MEMANGGIL.CO - Alumni Himpunan Mahasiswa Islam (HMI) Yusril Ihza Mahendra angkat bicara terkait putusan majelis hakim Pengadilan Negeri Jakarta Pusat yang menghukum KPU untuk menunda Pemilu 2024. Pakar Hukum Tata Negara ini berpendapat keputusan tersebut adalah keliru.
"Majelis hakim telah keliru membuat putusan dalam perkara ini," kata Yusril, panggilannya pada wartawan di Jakarta, Kamis (02/03/2023).
Yusril menganggap keputusan Pengadilan Negeri Jakarta Pusat tidak sesuai dengan gugatan perdata yang dilayangkan oleh Partai Adil dan Makmur (Prima).
Menurutnya gugatan ini terkait dengan perbuatan melawan hukum biasa, dan bukan gugatan yang merupakan perbuatan melawan hukum oleh penguasa.
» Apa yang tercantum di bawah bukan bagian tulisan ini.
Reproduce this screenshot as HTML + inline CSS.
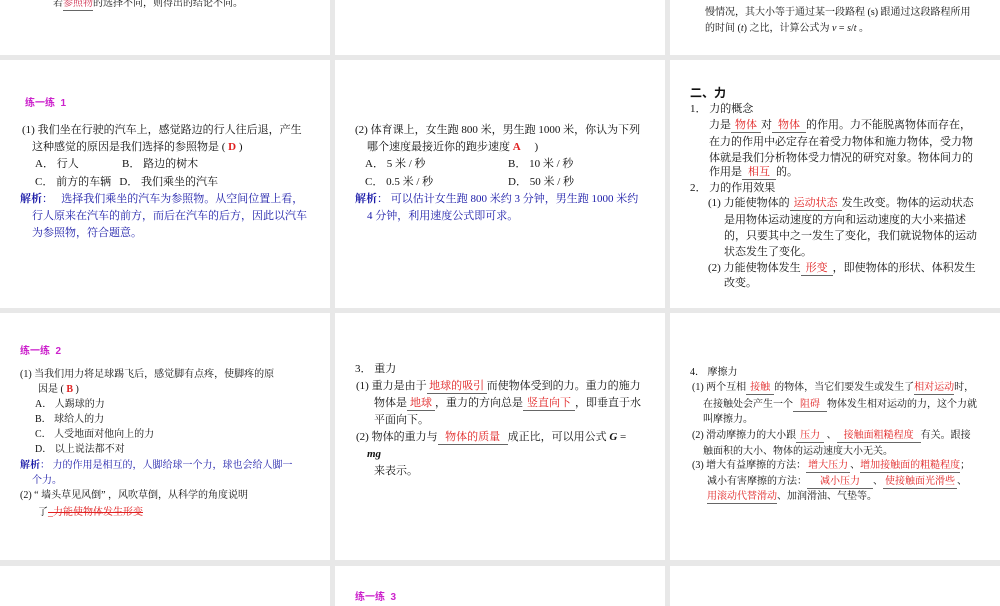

"Bukan pula gugatan yang berkaitan dengan hukum publik di bidang ketatanegaraan atau administrasi negara," tegas Ketua Umum Partai Bulan Bintang ini.
Menurut Yusril, dalam gugatan perdata ini yang bersengketa adalah penggugat (Partai Prima) dengan tergugat (KPU) dan tidak menyangkut pihak lain. Putusan dalam sengketa perdata hanya mengikat penggugat dan tergugat saja.
"Tidak dapat mengikat pihak lain. Putusannya tidak berlaku umum dan mengikat siapa saja atau erga omnes," terangnya, seperti dilansir dari Antara.
Yusril menekankan putusan ini berbeda dengan putusan di bidang hukum tata negara dan administrasi negara seperti pengujian undang-undang oleh Mahkamah Konstitusi atau peraturan lainnya oleh Mahkamah Agung yang sifat putusannya berlaku bagi semua orang (erga omnes).
Dalam kasus gugatan perbuatan melawan hukum oleh Partai Prima, lanjut dia, jika gugatan ingin dikabulkan majelis hakim, putusan itu hanya mengikat Partai Prima sebagai penggugat dan KPU sebagai tergugat, serta tidak mengikat partai-partai lain, baik calon maupun sudah ditetapkan sebagai peserta pemilu.
Jika majelis hakim berpendapat gugatan Prima beralasan hukum, menurut Yusril, KPU harus dihukum untuk melakukan verifikasi ulang terhadap Partai Prima tanpa harus 'mengganggu' partai-partai lain dan mengganggu tahapan pemilu.
Gugatan itu, lanjut dia, sebenarnya lebih pada sengketa administrasi pemilu, bukan perbuatan melawan hukum. Penyelesaian sengketa administrasi seharusnya di Bawaslu dan Pengadilan Tata Usaha Negara.
"Majelis harusnya menolak gugatan Partai Prima, atau menyatakan no atau gugatan tidak dapat diterima karena pengadilan negeri tidak berwenang mengadili perkara tersebut," jelas Yusril memungkasi.